The OIG observed that the USAC Board of Directors did not release its final report on audits conducted by Arthur Andersen in 2001 until April 23, 2003, 11 months after Andersen provided its draft report. As of September 30, 2003, USAC had received $1.9 million worth of "inappropriate disbursements and unsupported costs" and initiated recovery actions for another $1.3 million, of which $709,013 is under appeal. The OIG said that between September 2003 and March 2004, USAC had initiated recovery actions for another $8.059 million. The OIG pointed out that it was not until two years after the Andersen draft report that the FCC staff provided USAC with guidance on how to resolve 11 policy issues that had been raised by the report.

Beneficiary Compliance: The OIG observed that USAC has a number of implementing regulations that have not yet been codified into FCC regulations. (Under program rules, USAC is prohibited "from making policy, interpreting unclear provisions of the statute or rules, or interpreting the intent of Congress.") The OIG said that in March 2004, the FCC staff took the position that they could not use a beneficiary's failure to comply with the record retention requirements listed in FCC forums as the sole basis for recovering funds until the FCC adopted a formal rule related to record-retention.

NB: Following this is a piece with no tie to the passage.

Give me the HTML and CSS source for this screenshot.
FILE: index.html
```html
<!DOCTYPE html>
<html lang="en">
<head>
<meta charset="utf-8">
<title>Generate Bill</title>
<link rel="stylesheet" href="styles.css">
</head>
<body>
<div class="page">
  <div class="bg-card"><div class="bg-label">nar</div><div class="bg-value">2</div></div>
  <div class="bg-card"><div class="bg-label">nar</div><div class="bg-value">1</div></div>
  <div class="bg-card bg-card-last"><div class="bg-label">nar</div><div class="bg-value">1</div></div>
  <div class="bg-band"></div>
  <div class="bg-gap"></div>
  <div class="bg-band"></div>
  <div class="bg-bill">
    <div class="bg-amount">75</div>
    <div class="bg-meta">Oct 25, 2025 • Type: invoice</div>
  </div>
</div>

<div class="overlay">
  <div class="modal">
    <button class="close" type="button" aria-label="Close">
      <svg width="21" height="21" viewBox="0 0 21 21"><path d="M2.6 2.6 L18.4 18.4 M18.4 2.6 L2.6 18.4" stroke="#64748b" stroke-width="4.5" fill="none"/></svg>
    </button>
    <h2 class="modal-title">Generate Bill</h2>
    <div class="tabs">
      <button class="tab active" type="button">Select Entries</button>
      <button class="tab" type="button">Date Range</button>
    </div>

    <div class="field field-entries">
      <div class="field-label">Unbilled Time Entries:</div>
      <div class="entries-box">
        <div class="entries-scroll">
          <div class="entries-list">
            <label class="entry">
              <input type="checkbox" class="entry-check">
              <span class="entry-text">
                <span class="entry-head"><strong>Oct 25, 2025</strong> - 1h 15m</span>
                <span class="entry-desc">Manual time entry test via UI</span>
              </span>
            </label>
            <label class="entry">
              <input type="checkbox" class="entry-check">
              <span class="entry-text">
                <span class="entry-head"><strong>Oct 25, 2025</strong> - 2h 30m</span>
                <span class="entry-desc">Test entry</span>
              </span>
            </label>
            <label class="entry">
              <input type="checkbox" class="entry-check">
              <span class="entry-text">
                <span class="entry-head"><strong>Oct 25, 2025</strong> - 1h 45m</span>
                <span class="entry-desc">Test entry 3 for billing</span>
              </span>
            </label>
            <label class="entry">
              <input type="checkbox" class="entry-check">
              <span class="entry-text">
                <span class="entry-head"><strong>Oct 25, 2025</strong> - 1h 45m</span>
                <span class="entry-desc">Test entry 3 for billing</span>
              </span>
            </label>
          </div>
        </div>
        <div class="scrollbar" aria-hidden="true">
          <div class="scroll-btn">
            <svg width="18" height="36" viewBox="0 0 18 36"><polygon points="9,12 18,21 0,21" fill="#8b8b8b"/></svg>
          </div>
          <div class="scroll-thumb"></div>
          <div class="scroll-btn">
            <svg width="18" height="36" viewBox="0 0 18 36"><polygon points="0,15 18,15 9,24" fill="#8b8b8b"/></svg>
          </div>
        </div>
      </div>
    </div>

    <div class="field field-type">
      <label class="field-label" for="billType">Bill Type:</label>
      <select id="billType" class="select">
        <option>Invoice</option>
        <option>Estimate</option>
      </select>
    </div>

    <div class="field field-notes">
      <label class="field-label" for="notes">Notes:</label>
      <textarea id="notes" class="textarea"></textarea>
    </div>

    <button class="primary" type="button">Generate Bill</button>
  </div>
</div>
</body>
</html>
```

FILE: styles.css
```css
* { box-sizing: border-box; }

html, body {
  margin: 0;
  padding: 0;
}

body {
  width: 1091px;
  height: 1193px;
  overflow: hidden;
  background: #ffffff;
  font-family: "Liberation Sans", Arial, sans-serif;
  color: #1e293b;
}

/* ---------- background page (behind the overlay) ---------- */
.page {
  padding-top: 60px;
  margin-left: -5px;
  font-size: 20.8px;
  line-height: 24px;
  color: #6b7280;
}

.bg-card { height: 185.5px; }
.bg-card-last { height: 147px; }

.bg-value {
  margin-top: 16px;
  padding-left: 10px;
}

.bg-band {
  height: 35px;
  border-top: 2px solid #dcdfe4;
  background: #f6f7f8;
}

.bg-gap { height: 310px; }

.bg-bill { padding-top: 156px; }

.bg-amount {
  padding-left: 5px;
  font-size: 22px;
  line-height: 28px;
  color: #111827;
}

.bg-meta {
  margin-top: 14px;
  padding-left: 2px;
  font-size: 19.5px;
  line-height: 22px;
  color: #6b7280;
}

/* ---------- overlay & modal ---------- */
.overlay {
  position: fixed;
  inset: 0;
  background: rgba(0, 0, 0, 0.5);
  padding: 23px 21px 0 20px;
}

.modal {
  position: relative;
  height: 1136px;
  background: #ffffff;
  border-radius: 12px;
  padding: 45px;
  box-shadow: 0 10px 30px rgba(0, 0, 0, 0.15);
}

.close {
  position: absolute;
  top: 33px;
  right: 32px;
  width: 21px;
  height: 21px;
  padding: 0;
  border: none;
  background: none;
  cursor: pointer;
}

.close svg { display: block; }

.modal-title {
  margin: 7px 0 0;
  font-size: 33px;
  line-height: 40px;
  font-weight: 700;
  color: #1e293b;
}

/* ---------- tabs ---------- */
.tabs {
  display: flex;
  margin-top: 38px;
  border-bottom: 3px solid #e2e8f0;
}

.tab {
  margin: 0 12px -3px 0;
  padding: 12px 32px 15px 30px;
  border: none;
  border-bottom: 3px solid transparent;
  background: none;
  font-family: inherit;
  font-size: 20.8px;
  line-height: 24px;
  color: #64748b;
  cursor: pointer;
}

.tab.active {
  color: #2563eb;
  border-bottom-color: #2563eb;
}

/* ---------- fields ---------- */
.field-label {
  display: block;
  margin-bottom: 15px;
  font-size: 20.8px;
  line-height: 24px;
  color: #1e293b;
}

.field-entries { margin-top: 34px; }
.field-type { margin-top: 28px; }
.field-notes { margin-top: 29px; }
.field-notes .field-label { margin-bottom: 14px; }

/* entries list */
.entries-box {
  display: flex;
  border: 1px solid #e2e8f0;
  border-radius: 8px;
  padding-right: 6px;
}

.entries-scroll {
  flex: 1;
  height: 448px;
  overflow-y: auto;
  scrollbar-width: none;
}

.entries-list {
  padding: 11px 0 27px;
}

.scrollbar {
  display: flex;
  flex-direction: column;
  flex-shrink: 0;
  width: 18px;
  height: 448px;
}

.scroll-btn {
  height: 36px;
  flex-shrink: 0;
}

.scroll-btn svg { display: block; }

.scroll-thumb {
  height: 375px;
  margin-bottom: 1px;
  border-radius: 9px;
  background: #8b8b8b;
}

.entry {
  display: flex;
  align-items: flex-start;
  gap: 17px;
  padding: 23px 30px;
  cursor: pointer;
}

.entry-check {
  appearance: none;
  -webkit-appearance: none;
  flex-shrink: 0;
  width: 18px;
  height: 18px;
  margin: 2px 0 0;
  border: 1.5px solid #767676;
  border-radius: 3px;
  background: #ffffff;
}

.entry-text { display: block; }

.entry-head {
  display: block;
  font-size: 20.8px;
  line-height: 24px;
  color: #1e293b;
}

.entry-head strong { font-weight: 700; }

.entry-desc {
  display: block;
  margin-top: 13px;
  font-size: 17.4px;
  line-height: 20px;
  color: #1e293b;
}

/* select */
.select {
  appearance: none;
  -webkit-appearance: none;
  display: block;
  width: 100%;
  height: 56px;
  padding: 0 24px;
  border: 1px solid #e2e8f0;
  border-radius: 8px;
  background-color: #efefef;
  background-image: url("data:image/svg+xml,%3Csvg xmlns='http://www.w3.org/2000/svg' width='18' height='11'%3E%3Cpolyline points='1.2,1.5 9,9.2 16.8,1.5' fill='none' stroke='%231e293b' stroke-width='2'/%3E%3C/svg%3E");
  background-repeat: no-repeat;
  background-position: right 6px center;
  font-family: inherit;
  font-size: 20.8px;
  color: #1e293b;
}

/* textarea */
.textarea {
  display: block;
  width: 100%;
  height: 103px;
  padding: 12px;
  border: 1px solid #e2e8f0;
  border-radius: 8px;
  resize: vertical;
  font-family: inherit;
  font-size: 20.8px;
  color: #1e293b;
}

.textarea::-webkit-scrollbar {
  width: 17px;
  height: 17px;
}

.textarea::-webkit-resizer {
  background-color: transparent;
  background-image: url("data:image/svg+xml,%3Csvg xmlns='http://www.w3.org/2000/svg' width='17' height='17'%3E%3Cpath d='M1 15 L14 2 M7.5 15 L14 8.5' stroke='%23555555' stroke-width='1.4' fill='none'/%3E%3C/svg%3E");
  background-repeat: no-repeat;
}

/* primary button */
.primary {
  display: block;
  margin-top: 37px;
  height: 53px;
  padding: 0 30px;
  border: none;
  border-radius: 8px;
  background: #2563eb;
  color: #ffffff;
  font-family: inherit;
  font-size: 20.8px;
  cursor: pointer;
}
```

The OIG said it was concerned about the distinction that Commission staff makes between program rules and USAC implementing procedures:

 

  • because "it represents a weakness of program design;"
  • because "it is critical that participants in the E-rate program have a clear understanding of the rules governing the program and of the consequences that exist if they fail to comply with those rules;" and
  • because "a clear understanding of the distinction between program rules and USAC implementing procedures is necessary for the design and implementation of effective oversight." It noted that in the guidance that USAC provides beneficiaries, it itself does not make a distinction between these two sets of rules.

 

The OIG also expressed concern about the FCC's staff position on fund recovery in instances involving technology plan violations, discount rate calculations or the expectations regarding payment of the non-discounted portion of the purchase price.

The OIG noted that the Commission, in its Second Further Notice of Proposed Rule-Making released on December 23, 2003, had taken steps to address some of these issues. But it concluded, "The results of audits that have been performed and the allegations under investigation lead us to believe the program may be subject to a high risk of fraud, waste and abuse through noncompliance and program weakness." The OIG also said that until its own resources are increased, it may be unable to provide assurances that the program is protected from waste, fraud and abuse.

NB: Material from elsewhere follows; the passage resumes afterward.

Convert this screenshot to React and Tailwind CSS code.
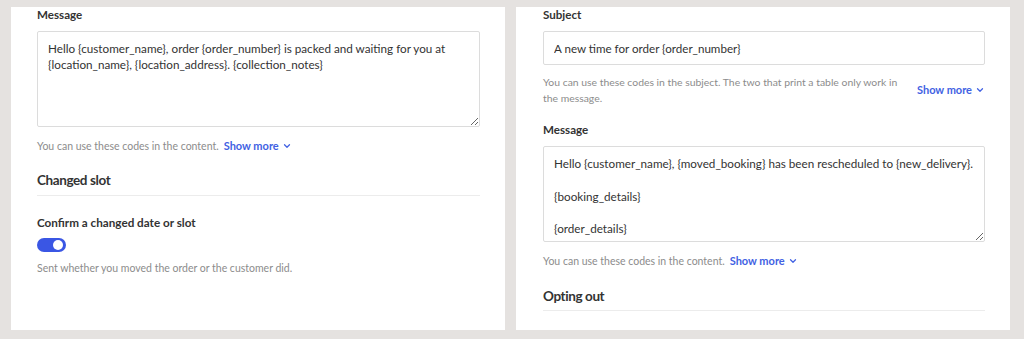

The report also detailed the results of eight audits that the OIG's staff completed. It found that applicants were "compliant" with program rules in four audits, and "generally compliant" in two others, leading to a recommended fund recovery of $218,447. In two audits conducted with the Interior Department's OIG, one applicant was compliant, but the other was not, leading to a recommended fund recovery of more than $2 million in 2001 discounts from the Navajo Preparatory School in Farmington, NM.